*GIVEN TASK*: In the material below, list every line carrying the string "page".

[DATA EXTRACT start]

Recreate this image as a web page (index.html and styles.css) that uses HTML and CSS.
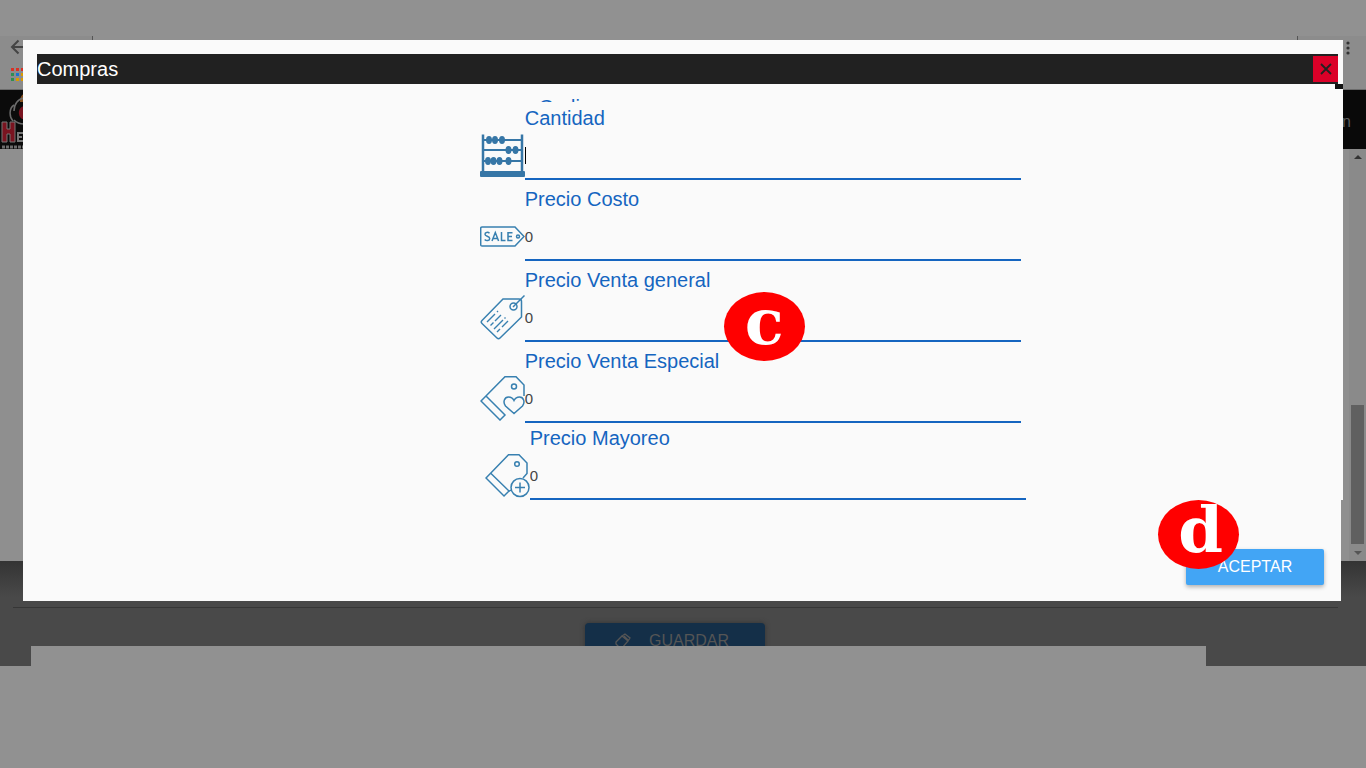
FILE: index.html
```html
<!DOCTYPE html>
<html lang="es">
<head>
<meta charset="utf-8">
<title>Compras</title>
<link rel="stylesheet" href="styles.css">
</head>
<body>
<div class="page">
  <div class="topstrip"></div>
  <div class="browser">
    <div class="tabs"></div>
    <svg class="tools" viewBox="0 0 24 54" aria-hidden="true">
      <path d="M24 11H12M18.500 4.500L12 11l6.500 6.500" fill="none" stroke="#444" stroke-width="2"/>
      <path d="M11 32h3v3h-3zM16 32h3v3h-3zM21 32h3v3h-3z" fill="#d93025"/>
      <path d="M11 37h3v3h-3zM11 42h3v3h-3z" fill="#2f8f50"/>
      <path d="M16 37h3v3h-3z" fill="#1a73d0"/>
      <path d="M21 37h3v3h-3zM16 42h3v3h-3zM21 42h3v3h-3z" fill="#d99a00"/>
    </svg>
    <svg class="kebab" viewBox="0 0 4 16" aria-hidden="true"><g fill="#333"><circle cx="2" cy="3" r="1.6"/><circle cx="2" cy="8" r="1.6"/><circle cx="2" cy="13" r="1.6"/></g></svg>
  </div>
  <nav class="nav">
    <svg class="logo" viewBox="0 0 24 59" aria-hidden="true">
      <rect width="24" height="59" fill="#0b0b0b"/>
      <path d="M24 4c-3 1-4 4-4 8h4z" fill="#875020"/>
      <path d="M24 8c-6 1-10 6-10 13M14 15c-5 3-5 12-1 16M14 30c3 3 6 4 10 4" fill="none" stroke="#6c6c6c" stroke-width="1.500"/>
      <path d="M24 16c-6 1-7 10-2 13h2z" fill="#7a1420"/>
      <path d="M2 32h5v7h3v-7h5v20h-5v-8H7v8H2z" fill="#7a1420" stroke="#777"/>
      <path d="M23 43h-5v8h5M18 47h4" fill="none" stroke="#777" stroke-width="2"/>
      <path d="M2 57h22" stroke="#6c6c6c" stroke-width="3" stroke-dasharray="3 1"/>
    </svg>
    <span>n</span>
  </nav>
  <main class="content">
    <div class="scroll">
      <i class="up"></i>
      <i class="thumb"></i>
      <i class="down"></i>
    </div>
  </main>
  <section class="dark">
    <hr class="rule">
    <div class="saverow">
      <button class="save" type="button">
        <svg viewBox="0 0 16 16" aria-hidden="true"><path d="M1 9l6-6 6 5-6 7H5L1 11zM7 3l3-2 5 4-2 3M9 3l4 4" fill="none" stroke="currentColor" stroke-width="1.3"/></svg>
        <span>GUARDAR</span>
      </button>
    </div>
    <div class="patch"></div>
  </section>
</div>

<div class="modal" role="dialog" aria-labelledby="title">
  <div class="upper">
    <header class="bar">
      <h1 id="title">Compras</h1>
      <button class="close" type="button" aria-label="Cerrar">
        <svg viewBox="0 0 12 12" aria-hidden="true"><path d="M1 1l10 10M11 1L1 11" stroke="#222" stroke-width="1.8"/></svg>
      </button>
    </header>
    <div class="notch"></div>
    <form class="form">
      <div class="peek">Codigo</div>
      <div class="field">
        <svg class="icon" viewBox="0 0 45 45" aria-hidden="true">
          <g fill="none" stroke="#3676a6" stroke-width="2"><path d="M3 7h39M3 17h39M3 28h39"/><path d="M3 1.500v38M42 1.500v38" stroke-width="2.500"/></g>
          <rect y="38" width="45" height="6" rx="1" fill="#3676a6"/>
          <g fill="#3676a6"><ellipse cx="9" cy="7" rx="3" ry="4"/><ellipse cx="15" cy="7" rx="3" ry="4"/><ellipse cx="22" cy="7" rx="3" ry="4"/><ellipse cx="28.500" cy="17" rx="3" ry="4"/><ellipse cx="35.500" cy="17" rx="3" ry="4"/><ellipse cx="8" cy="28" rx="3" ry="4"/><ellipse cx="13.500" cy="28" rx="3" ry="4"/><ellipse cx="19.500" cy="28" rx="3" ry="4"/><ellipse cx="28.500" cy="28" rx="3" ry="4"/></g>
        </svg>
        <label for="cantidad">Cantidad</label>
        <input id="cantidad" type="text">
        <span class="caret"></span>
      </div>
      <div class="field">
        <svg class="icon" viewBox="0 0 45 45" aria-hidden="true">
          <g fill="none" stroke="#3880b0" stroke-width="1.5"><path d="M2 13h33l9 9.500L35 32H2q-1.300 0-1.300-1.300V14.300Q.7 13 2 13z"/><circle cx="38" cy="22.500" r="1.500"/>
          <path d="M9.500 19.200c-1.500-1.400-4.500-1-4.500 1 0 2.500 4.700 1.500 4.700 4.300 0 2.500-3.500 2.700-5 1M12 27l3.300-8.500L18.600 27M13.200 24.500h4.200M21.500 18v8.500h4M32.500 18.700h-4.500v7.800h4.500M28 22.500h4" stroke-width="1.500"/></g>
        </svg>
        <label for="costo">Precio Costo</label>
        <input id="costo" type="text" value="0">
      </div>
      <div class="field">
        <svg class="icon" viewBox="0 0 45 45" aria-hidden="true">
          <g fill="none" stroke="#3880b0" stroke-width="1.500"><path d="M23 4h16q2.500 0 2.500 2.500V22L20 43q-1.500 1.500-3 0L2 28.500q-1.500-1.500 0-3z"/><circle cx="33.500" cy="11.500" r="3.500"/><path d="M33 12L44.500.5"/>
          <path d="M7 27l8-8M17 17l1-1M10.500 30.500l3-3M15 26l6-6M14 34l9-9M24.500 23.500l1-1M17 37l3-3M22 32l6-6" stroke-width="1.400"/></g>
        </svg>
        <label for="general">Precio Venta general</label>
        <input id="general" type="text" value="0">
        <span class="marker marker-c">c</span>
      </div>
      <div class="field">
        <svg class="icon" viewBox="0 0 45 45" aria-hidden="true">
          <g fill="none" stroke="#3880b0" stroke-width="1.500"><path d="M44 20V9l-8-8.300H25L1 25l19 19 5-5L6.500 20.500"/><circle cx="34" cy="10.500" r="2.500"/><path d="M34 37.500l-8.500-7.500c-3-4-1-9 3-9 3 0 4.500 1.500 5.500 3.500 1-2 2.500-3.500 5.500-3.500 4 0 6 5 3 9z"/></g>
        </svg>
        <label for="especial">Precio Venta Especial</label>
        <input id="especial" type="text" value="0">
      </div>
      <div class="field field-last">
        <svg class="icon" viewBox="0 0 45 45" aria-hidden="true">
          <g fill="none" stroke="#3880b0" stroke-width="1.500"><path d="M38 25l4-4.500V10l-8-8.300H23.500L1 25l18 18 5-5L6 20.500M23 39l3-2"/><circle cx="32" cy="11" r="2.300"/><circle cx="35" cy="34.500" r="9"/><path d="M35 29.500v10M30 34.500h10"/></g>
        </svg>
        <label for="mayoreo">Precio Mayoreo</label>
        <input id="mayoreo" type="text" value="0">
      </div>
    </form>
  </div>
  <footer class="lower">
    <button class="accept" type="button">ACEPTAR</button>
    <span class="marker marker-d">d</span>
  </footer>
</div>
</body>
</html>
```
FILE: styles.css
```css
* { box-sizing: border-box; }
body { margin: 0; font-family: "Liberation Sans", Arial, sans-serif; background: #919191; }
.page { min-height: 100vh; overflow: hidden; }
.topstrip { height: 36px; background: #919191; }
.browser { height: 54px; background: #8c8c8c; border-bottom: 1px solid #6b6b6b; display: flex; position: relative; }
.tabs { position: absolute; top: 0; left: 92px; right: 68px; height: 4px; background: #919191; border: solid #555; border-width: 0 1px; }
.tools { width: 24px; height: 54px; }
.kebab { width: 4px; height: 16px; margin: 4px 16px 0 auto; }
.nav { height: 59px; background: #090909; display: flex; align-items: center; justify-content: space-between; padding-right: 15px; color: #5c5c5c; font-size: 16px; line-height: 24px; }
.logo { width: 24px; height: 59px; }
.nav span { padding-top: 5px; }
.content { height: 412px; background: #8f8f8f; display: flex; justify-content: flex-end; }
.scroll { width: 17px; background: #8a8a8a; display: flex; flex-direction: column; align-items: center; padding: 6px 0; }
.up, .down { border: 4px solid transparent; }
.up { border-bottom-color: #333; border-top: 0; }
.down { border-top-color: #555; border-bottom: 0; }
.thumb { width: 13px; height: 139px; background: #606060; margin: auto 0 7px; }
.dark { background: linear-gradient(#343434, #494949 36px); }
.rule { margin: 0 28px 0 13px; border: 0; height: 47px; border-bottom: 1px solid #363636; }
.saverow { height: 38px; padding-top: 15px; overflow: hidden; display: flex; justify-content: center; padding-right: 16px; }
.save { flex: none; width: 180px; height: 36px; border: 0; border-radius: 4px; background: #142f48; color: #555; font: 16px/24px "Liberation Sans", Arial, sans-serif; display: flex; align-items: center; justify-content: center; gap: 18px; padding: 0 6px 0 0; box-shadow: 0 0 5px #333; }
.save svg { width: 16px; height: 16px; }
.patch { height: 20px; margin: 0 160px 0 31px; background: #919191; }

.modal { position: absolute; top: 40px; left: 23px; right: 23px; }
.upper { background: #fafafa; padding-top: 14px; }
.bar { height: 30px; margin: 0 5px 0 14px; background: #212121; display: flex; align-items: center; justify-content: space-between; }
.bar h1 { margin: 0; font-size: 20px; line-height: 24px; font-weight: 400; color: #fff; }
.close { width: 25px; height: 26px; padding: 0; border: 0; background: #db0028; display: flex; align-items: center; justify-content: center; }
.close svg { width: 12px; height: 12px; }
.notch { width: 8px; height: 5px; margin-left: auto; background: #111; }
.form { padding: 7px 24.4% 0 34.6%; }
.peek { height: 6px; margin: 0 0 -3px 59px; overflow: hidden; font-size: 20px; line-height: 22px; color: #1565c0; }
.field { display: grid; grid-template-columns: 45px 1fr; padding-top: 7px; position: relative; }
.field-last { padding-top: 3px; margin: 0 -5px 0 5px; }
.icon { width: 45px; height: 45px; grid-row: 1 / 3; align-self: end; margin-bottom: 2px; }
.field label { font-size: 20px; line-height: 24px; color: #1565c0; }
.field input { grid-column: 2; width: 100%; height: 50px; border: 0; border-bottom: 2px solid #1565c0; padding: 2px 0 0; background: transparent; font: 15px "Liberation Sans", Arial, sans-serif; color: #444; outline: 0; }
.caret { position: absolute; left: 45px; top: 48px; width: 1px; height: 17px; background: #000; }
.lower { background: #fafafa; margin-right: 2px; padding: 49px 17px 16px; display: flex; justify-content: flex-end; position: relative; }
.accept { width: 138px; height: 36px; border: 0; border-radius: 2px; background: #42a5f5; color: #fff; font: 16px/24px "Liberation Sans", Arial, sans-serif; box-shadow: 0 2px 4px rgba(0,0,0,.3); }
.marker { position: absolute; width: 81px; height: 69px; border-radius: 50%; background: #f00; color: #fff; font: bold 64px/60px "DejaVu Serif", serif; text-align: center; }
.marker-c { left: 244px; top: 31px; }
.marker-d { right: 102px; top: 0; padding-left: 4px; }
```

[DATA EXTRACT end]

*TASK ANSWER*:
Recreate this image as a web page (index.html and styles.css) that uses HTML and CSS.
<div class="page">
.page { min-height: 100vh; overflow: hidden; }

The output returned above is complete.